What Makes a SaaS Website Feel Premium?
Premium SaaS website design is not about dark gradients or expensive animation. It is about clarity, restraint, trust, and product confidence.
A practical philosophy for SaaS teams that want their website to feel more premium without making it heavier, louder, or harder to use.
A premium SaaS website rarely feels like it is trying to be premium.
That is the trick.
The expensive-feeling sites are usually not the loudest ones. They are not packed with the most 3D objects, the most animated cards, or the most dramatic gradients. They feel premium because every part of the page seems intentional. The copy is calm. The layout has room to breathe. The product is explained without panic. The proof is placed where a skeptical buyer needs it.
Premium is not a visual style. It is a level of confidence.
Cheap websites try too hard
You can spot a cheap-feeling SaaS site quickly.
The hero is overloaded. The headline tries to say everything. The subheadline sounds like it was written by a committee. There are too many badges, too many floating UI cards, too many animations competing for attention. The page is technically “modern,” but it feels nervous.
This happens when a company does not fully trust its message. Instead of making one strong claim, the page adds more layers: more proof, more sections, more buzzwords, more motion.
The result is the opposite of premium.
Premium brands do not beg to be understood. They make understanding easy.
Premium design starts with hierarchy
The best SaaS websites are very clear about what matters first.
A visitor should know, within a few seconds:
what the product does
who it is for
why it is different
why it is credible
what to do next
This sounds basic, but most SaaS websites miss it. They either lead with abstract positioning or bury the real value under brand language.
A premium page has hierarchy in the writing and the layout. The main idea is not competing with five other ideas. The CTA does not feel random. Social proof is not dumped in a carousel just because the design needed content.
Everything has a job.
White space is not empty space
A lot of teams are afraid of space. They see an open layout and think something is missing.
But space is one of the clearest premium signals on the web. It tells the visitor that the company is not desperate to fill every pixel. It gives the eye somewhere to rest. It makes the important things feel more important.
This is especially true for enterprise SaaS. Buyers are already processing enough complexity. The website should reduce cognitive load, not add to it.
A crowded page makes even a great product feel small.
A spacious page makes the same product feel more considered.
Motion should support comprehension
Motion can make a SaaS website feel alive. It can also make it feel cheap.

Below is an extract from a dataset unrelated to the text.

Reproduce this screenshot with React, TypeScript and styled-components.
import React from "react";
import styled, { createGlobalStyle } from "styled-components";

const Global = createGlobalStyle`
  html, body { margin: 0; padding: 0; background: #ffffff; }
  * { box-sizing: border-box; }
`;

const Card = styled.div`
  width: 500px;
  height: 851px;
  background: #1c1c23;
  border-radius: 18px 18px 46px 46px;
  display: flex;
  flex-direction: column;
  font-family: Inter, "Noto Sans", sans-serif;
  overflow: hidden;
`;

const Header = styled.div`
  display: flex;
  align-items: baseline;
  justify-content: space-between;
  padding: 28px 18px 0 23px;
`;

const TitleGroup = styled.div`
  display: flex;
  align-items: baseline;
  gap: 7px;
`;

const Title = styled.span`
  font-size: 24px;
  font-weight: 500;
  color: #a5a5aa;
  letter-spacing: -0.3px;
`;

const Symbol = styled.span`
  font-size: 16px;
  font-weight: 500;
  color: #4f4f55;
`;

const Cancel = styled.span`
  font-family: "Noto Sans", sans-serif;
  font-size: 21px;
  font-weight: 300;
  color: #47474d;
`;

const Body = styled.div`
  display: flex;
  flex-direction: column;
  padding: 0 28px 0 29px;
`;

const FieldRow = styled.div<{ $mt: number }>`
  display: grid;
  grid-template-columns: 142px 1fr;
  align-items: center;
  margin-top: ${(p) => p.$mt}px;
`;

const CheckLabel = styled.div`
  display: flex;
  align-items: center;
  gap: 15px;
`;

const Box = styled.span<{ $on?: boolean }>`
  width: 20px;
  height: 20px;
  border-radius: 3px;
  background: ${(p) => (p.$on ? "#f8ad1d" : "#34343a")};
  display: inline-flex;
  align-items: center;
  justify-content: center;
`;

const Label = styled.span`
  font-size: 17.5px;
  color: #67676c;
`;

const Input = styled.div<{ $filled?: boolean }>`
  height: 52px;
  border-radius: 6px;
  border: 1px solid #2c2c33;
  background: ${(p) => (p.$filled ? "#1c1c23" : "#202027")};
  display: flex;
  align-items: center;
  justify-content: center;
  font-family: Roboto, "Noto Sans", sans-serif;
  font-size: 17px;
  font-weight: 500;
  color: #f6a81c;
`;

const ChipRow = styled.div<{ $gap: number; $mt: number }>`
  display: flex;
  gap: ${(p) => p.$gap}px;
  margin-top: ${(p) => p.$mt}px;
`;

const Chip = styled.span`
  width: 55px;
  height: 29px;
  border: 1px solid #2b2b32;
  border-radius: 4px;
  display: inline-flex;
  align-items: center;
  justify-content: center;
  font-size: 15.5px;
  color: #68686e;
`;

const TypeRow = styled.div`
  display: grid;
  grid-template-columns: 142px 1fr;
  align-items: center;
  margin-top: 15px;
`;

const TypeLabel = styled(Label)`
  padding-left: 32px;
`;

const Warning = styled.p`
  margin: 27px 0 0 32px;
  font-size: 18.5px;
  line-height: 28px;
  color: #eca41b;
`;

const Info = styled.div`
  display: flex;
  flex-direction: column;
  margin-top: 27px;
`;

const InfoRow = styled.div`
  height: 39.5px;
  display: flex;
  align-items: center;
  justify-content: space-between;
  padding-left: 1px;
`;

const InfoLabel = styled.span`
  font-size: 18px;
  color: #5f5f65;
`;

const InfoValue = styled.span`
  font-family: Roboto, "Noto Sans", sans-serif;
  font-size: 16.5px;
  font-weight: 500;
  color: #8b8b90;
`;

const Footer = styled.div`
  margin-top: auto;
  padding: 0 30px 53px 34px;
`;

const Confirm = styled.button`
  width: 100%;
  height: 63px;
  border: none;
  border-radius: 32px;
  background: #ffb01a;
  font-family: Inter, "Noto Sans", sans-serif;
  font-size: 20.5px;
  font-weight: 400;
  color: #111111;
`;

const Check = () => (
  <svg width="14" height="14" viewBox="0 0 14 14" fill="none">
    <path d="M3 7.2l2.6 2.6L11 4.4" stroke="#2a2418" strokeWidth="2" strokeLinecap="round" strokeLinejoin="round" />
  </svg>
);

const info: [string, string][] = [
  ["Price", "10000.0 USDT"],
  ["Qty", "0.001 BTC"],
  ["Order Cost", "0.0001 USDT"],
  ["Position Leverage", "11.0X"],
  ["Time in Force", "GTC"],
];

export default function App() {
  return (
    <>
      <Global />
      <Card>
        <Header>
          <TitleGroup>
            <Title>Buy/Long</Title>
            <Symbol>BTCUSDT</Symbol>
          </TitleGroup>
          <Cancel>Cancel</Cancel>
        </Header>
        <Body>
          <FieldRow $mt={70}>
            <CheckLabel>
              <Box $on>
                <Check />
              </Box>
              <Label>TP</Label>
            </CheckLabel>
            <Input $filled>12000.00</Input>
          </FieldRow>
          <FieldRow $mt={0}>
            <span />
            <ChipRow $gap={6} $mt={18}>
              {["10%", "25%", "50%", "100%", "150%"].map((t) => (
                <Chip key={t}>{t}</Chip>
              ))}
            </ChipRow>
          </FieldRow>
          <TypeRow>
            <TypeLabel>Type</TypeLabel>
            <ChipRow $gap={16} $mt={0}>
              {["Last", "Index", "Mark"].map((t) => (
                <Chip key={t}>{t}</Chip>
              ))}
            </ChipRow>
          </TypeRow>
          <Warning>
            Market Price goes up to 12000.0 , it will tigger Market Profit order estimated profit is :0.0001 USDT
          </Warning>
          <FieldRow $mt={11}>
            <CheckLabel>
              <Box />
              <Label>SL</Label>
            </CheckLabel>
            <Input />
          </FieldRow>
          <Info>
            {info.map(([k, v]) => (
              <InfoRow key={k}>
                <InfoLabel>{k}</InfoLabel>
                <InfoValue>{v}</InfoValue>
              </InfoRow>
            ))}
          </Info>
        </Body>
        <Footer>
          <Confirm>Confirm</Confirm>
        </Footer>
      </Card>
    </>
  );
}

The difference is purpose.
Premium motion usually does one of three things:
guides attention
explains a product concept
creates a sense of polish without slowing the page down
Cheap motion exists because someone wanted the page to feel exciting.
The best motion is almost invisible. You notice that the site feels smooth, but you are not constantly thinking about the animation itself. That is where a strong Framer expert can make a real difference: not by adding more interaction, but by knowing what to leave still.
Product clarity beats brand theater
There is a strange trend in SaaS design where companies make beautiful websites that barely explain the product.
The page looks cinematic. The transitions are smooth. The typography is tasteful. But after scrolling for thirty seconds, the visitor still does not know what the product actually does.
That is not premium. That is avoidance.
Premium SaaS design gives the product enough room to be understood. Screenshots should be selected carefully. Feature sections should connect to outcomes. Diagrams should simplify, not decorate. The visitor should feel smarter after reading the page.
A good SaaS website does not hide the product behind aesthetics. It makes the product easier to believe in.
Trust is built in small details
Most buyers do not decide to trust a company because of one big thing. They decide through dozens of small signals.
Spacing. Grammar. Load speed. Case studies. Customer logos. The way screenshots are cropped. The way claims are supported. Whether the design breaks on mobile. Whether the navigation feels organized. Whether the CTA feels appropriate for the stage of the buyer.
Premium design is the accumulation of these signals.
That is why templates often fail for serious SaaS brands. A template can provide a nice starting point, but it cannot make the strategic decisions. It cannot know which proof matters, which friction points the buyer has, or which product detail creates confidence.
Premium requires judgment.
Conversion and taste are not opposites
Some teams treat conversion-focused design and premium design like separate worlds.
They are not.
A high-converting landing page does not need to be ugly, loud, or manipulative. In B2B, the most effective pages often convert because they feel clear and trustworthy. They reduce anxiety. They answer objections. They make the next step feel natural.
The best landing page design agency is not the one that adds the most CRO tricks. It is the one that understands where taste and persuasion overlap.
Final thought
A premium SaaS website is not built by adding premium-looking things.
It is built by removing uncertainty.
Clearer message. Better hierarchy. Less noise. Stronger proof. Smoother interaction. Faster pages. More confident writing.
When those things line up, the site does not need to shout.
It feels expensive because it feels resolved.